▶ LISTED ENTRIES
════════════════════

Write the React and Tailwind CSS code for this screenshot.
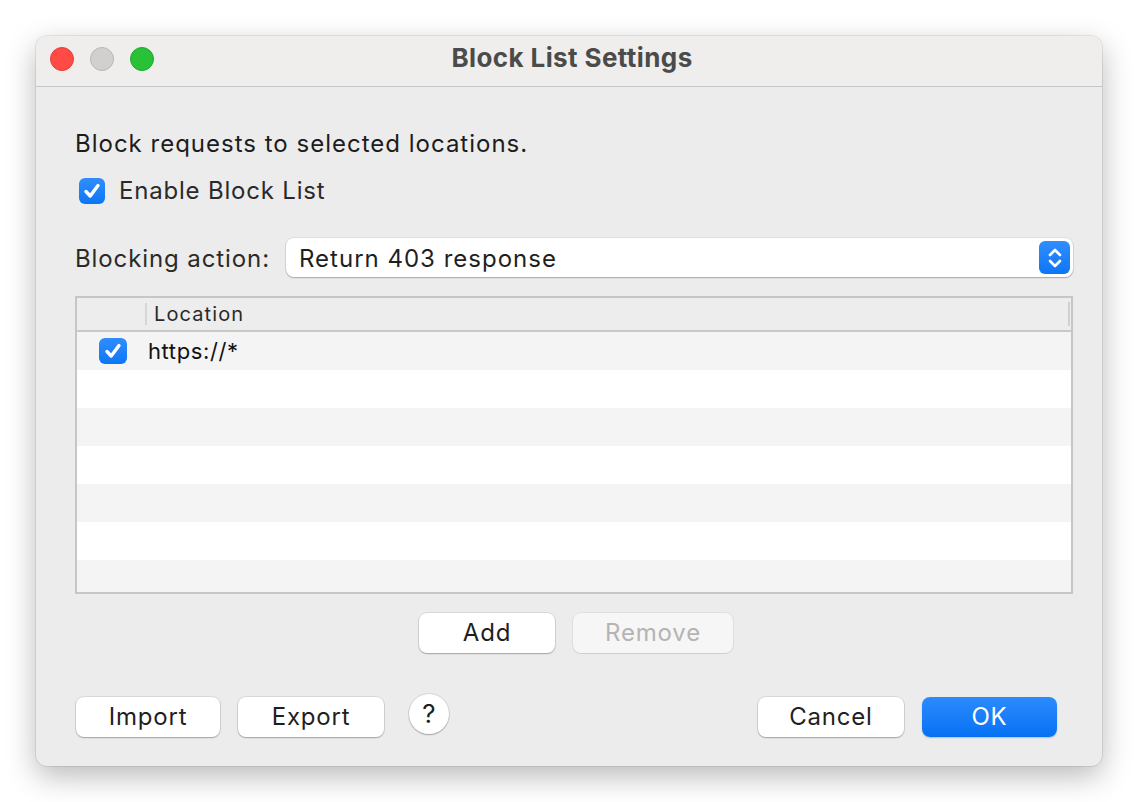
const font = { fontFamily: 'Inter, "Noto Sans", sans-serif' }

function MacButton({ children, className = '', disabled = false }) {
  return (
    <button
      className={`h-[40px] rounded-[8px] text-[24px] leading-none tracking-[0.8px] ${
        disabled
          ? 'bg-[#f6f6f6] text-[#b4b4b4] shadow-[0_0_0_1px_rgba(0,0,0,0.05),0_1px_1px_rgba(0,0,0,0.08)]'
          : 'bg-white text-[#1f1f1f] shadow-[0_0_0_1px_rgba(0,0,0,0.08),0_1px_1.5px_rgba(0,0,0,0.25)]'
      } ${className}`}
    >
      {children}
    </button>
  )
}

function BlueCheck({ className = '' }) {
  return (
    <div className={`flex items-center justify-center rounded-[6px] bg-gradient-to-b from-[#2f8dff] to-[#0a76f5] ${className}`}>
      <svg width="22" height="22" viewBox="0 0 22 22" fill="none" stroke="white" strokeWidth="3.4" strokeLinecap="round" strokeLinejoin="round">
        <path d="M5 11.5 L9.2 16 L17 5.5" />
      </svg>
    </div>
  )
}

export default function App() {
  const rows = [0, 1, 2, 3, 4, 5, 6]

  return (
    <div className="w-[1138px] h-[802px] bg-white pt-[36px] pl-[36px]" style={font}>
      <div className="w-[1066px] h-[730px] rounded-[11px] overflow-hidden bg-[#ececec] shadow-[0_10px_30px_rgba(0,0,0,0.28),0_0_0_1px_rgba(0,0,0,0.08)]">
        {/* title bar */}
        <div className="h-[51px] bg-[#efeeec] border-b border-[#c6c6c6] grid grid-cols-[1fr_auto_1fr] items-center">
          <div className="flex items-center gap-[16px] pl-[14px] mb-[4px]">
            <span className="w-[24px] h-[24px] rounded-full bg-[#ff4a45] border border-[#e0403b]" />
            <span className="w-[24px] h-[24px] rounded-full bg-[#d1d0ce] border border-[#b8b7b5]" />
            <span className="w-[24px] h-[24px] rounded-full bg-[#28c138] border border-[#20a82e]" />
          </div>
          <div className="mb-[8px] ml-[6px] text-[26px] font-bold text-[#4b4b4b] tracking-[0.4px]">Block List Settings</div>
          <div />
        </div>

        {/* body */}
        <div className="pl-[39px] pr-[29px]">
          <p className="mt-[43px] text-[24px] leading-[28px] text-[#1c1c1c] tracking-[1px]">
            Block requests to selected locations.
          </p>

          <div className="mt-[19px] flex items-center gap-[14px] pl-[4px]">
            <BlueCheck className="w-[26px] h-[26px]" />
            <span className="text-[24px] leading-[28px] text-[#2a2a2a] tracking-[0.8px]">Enable Block List</span>
          </div>

          <div className="mt-[33px] flex items-center gap-[16px]">
            <span className="mt-[2px] text-[24px] leading-[28px] text-[#2a2a2a] tracking-[0.9px]">Blocking action:</span>
            <div className="flex-1 h-[39px] rounded-[8px] bg-white shadow-[0_0_0_1px_rgba(0,0,0,0.06),0_1px_1.5px_rgba(0,0,0,0.25)] flex items-center justify-between pl-[13px] pr-[3px]">
              <span className="mt-[2px] text-[24px] text-[#1f1f1f] tracking-[1px]">Return 403 response</span>
              <div className="w-[31px] h-[33px] rounded-[6px] bg-gradient-to-b from-[#2f8dff] to-[#0a76f5] flex items-center justify-center">
                <svg width="16" height="24" viewBox="0 0 16 24" fill="none" stroke="white" strokeWidth="2.6" strokeLinecap="round" strokeLinejoin="round">
                  <path d="M3 9 L8 4 L13 9" />
                  <path d="M3 15 L8 20 L13 15" />
                </svg>
              </div>
            </div>
          </div>

          {/* table */}
          <div className="mt-[19px] w-[998px] h-[298px] border-2 border-[#c6c6c6] bg-white overflow-hidden">
            <div className="h-[34px] bg-[#ededed] border-b-2 border-[#c9c9c9] flex items-center">
              <div className="w-[70px] h-[22px] border-r-2 border-[#d6d6d6]" />
              <span className="pl-[7px] text-[20px] text-[#2a2a2a] tracking-[1.1px] flex-1">Location</span>
              <div className="w-[2px] h-[24px] bg-[#d0d0d0] mr-[1px]" />
            </div>
            {rows.map((r) => (
              <div key={r} className={`h-[38px] flex items-center ${r % 2 === 0 ? 'bg-[#f4f4f4]' : 'bg-white'}`}>
                {r === 0 && (
                  <>
                    <div className="w-[71px] flex justify-end pr-[21px]">
                      <BlueCheck className="w-[28px] h-[26px]" />
                    </div>
                    <span className="text-[22px] text-[#111] tracking-[0.6px]">https://*</span>
                  </>
                )}
              </div>
            ))}
          </div>

          <div className="w-[998px] mt-[19px] flex justify-center gap-[18px] pl-[4px]">
            <MacButton className="w-[136px]">Add</MacButton>
            <MacButton className="w-[160px]" disabled>Remove</MacButton>
          </div>

          <div className="mt-[44px] flex items-center pr-[16px]">
            <MacButton className="w-[144px] ml-[1px]">Import</MacButton>
            <MacButton className="w-[146px] ml-[18px]">Export</MacButton>
            <button className="ml-[25px] -mt-[6px] w-[40px] h-[40px] rounded-full bg-white text-[26px] leading-none text-[#1f1f1f] shadow-[0_0_0_1px_rgba(0,0,0,0.08),0_1px_1.5px_rgba(0,0,0,0.25)]">
              ?
            </button>
            <div className="flex-1" />
            <MacButton className="w-[146px]">Cancel</MacButton>
            <button className="ml-[18px] w-[135px] h-[40px] rounded-[8px] text-[24px] tracking-[0.8px] text-white bg-gradient-to-b from-[#2a8bff] to-[#0471f4] shadow-[0_1px_1.5px_rgba(0,0,0,0.2)]">
              OK
            </button>
          </div>
        </div>
      </div>
    </div>
  )
}
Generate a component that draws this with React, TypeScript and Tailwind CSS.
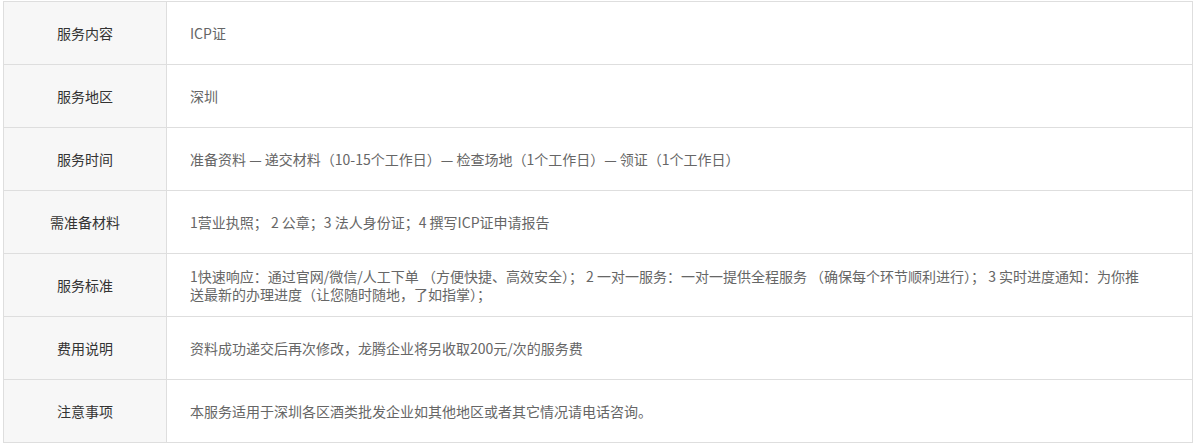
import React from "react";

const rows: { label: string; content: React.ReactNode }[] = [
  { label: "服务内容", content: "ICP证" },
  { label: "服务地区", content: "深圳" },
  {
    label: "服务时间",
    content: "准备资料 — 递交材料（10-15个工作日）— 检查场地（1个工作日）— 领证（1个工作日）",
  },
  { label: "需准备材料", content: "1营业执照； 2 公章；3 法人身份证；4 撰写ICP证申请报告" },
  {
    label: "服务标准",
    content: (
      <>
        1快速响应：通过官网/微信/人工下单 （方便快捷、高效安全）； 2 一对一服务：一对一提供全程服务 （确保每个环节顺利进行）； 3 实时进度通知：为你推
        <br />
        送最新的办理进度（让您随时随地，了如指掌）；
      </>
    ),
  },
  { label: "费用说明", content: "资料成功递交后再次修改，龙腾企业将另收取200元/次的服务费" },
  { label: "注意事项", content: "本服务适用于深圳各区酒类批发企业如其他地区或者其它情况请电话咨询。" },
];

export default function App() {
  return (
    <div
      className="w-[1194px] h-[446px] bg-white pt-[1px] pl-[3px]"
      style={{ fontFamily: '"Noto Sans CJK SC", "Noto Sans", sans-serif' }}
    >
      <div className="w-[1190px] border-t border-l border-r border-[#dedede]">
        {rows.map((r) => (
          <div key={r.label} className="flex h-[63px] border-b border-[#dedede]">
            <div className="w-[163px] shrink-0 bg-[#f7f7f7] border-r border-[#dedede] flex items-center justify-center text-[14px] text-[#333333]">
              {r.label}
            </div>
            <div className="flex-1 flex items-center pl-[23px] text-[14px] leading-[18px] text-[#666666]">
              <div className="whitespace-nowrap">{r.content}</div>
            </div>
          </div>
        ))}
      </div>
    </div>
  );
}
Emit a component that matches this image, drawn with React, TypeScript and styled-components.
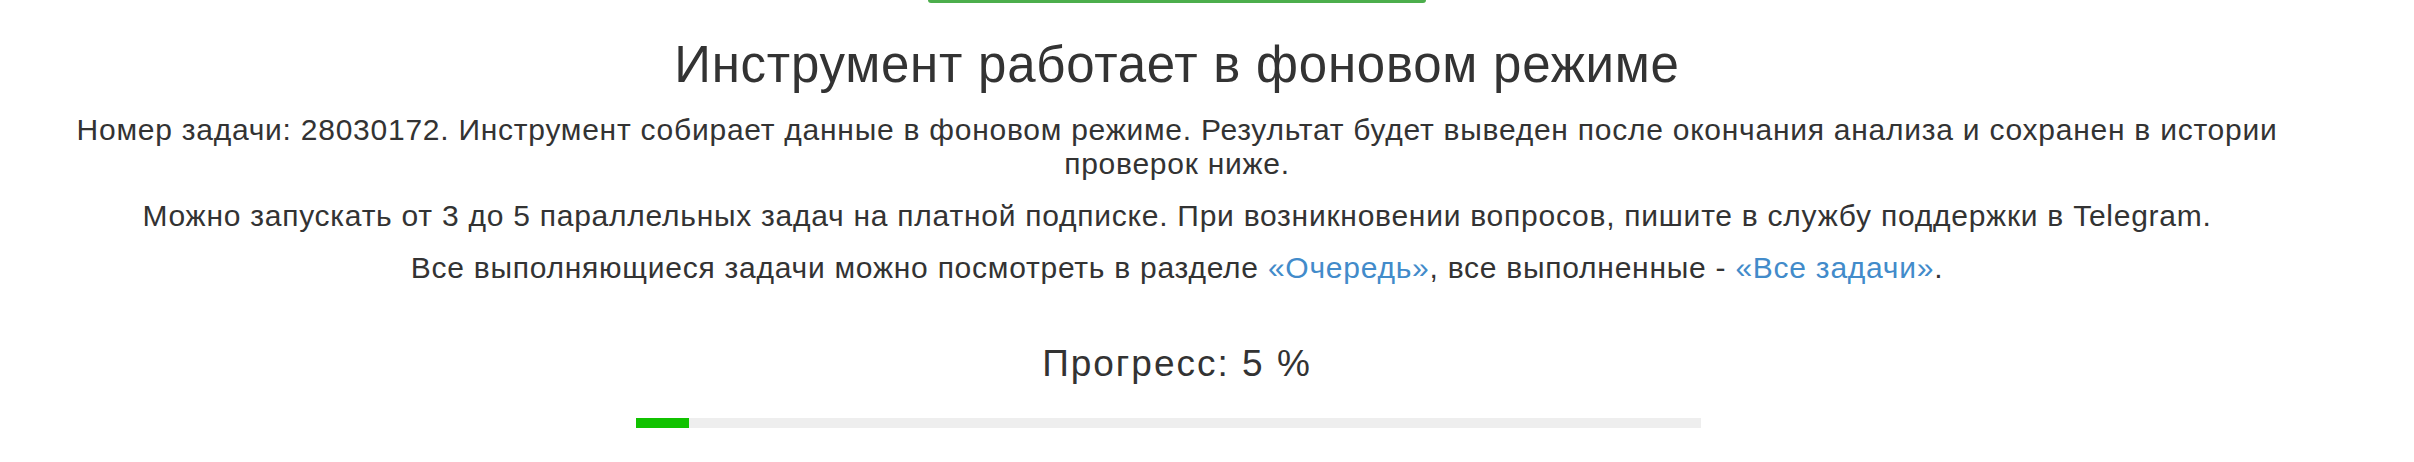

════════════════════

▶ DO THIS
Return each line with "TypeScript".

▶ SOLUTION FOR THIS PROBLEM
Generate a component that draws this with React, TypeScript and Tailwind CSS.
Emit a component that matches this image, drawn with React, TypeScript and styled-components.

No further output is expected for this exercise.